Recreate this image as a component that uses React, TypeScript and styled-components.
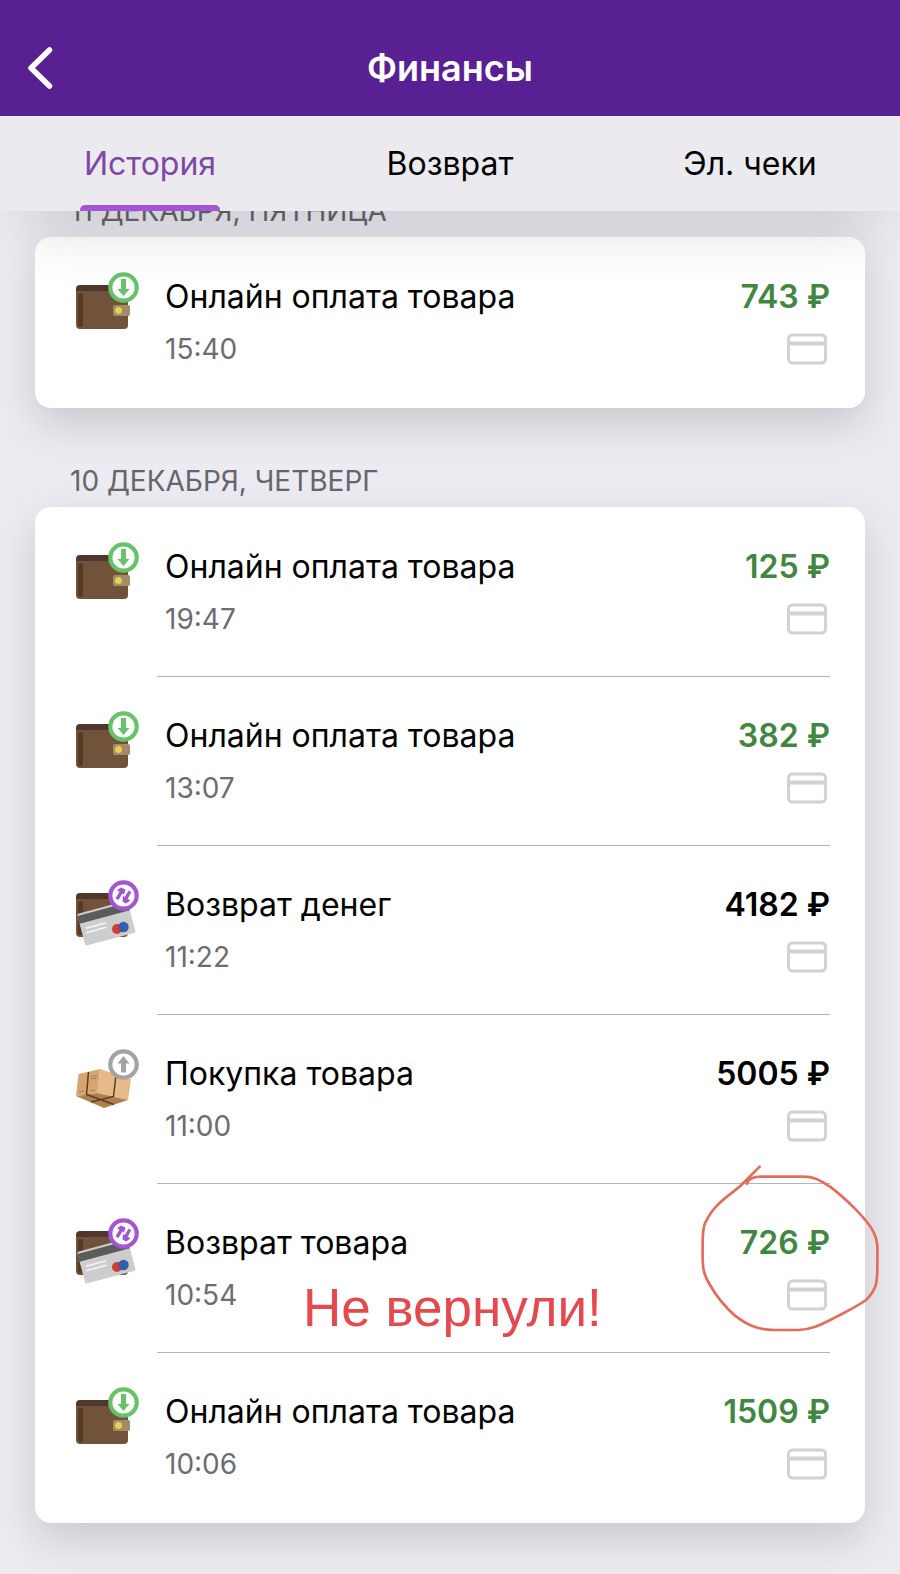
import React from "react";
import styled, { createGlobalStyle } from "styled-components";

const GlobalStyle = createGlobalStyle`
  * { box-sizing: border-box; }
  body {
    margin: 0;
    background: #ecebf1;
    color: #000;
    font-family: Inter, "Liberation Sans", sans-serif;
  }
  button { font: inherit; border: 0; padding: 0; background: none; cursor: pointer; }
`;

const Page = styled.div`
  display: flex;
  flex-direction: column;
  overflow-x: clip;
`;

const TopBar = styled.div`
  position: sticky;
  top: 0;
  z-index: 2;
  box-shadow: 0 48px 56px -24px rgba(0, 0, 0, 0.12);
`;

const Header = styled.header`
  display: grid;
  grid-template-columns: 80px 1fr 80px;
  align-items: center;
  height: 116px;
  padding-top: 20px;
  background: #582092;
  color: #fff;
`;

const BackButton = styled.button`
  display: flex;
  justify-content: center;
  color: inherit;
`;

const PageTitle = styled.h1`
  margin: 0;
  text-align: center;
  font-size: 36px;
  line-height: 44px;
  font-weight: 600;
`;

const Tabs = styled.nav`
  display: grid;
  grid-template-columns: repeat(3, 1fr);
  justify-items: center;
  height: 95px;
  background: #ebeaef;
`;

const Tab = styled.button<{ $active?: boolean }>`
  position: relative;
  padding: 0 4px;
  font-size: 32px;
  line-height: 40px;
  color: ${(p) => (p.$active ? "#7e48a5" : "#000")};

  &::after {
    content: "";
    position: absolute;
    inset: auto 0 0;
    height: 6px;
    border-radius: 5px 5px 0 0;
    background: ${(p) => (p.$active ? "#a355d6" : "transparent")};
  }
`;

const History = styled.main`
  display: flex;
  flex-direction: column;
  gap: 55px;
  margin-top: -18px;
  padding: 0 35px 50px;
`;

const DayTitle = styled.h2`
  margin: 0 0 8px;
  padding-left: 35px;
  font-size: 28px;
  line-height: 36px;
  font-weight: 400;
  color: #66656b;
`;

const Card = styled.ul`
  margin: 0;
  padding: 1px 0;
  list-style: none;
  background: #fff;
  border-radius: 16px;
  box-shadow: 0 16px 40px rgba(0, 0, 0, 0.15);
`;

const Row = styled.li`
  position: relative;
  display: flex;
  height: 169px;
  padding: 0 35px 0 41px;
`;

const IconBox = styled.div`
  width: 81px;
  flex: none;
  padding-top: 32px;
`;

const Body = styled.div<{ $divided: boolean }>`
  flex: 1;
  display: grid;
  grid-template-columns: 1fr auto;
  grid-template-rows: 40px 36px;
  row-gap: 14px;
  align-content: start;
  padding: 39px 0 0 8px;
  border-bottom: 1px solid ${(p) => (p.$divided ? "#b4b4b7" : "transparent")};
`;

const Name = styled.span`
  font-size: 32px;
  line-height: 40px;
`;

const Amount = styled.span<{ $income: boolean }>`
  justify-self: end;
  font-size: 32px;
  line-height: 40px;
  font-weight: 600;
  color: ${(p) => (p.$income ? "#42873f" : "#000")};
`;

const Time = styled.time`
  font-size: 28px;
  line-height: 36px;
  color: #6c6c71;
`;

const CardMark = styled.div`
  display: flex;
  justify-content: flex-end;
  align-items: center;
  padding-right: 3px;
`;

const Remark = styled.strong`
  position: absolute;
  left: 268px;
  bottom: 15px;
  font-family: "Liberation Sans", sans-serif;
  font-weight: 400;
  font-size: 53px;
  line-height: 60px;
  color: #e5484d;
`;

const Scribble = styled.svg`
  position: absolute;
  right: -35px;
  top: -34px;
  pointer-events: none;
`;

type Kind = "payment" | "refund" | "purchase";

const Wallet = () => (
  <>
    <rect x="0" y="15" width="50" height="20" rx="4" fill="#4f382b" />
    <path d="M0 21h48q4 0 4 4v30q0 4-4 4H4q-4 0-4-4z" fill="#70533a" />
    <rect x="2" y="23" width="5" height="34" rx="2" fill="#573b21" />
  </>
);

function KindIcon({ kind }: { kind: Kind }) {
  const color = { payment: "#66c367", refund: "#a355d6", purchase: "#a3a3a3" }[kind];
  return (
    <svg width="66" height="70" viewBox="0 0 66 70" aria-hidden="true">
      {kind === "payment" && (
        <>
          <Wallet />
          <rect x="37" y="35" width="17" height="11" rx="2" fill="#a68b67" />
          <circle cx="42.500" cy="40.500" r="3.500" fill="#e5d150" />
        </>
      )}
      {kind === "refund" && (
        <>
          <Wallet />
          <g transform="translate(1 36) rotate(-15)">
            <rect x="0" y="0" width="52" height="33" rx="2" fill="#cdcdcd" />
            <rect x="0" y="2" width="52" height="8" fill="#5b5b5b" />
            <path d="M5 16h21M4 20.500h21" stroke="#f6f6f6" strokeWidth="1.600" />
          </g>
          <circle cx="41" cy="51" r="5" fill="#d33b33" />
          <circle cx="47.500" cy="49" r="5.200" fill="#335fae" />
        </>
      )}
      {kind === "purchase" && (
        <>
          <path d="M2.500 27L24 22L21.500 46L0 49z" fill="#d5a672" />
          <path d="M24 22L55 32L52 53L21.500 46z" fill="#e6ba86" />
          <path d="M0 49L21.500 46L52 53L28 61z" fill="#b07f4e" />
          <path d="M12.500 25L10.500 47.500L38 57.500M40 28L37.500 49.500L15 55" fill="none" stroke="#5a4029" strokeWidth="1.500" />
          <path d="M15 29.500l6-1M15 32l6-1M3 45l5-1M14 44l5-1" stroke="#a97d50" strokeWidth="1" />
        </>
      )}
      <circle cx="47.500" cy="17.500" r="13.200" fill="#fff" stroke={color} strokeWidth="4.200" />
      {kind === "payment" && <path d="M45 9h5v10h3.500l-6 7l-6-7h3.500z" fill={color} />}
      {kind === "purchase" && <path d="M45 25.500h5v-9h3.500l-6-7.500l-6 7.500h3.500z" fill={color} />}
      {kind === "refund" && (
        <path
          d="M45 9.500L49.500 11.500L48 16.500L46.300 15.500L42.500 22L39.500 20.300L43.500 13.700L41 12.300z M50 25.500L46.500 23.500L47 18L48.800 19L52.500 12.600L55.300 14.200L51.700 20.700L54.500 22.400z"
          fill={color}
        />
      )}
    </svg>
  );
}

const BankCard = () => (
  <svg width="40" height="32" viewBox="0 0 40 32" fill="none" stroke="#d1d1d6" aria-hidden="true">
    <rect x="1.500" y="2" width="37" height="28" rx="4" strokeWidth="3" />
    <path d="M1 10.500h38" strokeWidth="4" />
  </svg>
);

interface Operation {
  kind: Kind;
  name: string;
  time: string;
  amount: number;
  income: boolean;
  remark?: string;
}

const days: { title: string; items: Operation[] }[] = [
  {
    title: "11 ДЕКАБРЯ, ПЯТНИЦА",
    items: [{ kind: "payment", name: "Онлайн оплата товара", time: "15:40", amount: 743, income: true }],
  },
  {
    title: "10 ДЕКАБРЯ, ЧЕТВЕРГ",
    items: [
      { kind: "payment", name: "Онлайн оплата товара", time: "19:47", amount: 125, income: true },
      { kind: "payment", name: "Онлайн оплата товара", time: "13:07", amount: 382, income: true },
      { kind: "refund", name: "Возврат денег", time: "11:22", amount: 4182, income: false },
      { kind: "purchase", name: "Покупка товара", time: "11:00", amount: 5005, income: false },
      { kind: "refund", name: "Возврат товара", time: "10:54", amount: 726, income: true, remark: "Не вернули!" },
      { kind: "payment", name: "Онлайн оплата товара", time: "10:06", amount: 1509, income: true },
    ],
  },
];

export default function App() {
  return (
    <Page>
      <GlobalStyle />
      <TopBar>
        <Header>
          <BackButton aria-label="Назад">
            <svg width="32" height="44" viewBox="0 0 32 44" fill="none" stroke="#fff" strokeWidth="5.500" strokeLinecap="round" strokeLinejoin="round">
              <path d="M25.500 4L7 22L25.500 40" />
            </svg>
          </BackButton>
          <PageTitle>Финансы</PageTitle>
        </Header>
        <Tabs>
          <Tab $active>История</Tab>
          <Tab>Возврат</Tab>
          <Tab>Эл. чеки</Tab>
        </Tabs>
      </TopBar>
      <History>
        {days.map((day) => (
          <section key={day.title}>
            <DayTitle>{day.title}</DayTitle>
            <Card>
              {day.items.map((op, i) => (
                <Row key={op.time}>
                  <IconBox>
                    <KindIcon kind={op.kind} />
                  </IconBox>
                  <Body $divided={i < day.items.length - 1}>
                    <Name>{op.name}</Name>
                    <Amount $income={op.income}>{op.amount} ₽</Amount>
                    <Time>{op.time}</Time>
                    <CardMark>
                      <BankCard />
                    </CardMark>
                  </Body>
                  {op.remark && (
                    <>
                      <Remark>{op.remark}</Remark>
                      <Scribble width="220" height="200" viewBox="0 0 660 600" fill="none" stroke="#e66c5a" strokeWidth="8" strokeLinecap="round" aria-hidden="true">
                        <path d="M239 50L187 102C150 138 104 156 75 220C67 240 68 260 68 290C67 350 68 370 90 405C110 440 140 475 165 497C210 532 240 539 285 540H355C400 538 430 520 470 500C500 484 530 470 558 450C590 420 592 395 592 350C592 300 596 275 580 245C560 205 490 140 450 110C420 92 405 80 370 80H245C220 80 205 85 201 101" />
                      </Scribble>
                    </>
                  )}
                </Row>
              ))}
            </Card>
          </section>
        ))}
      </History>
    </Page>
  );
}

[Stated exercise]
How many lines in the listing contain "React"? Answer with the number alone.

[The completed task]
2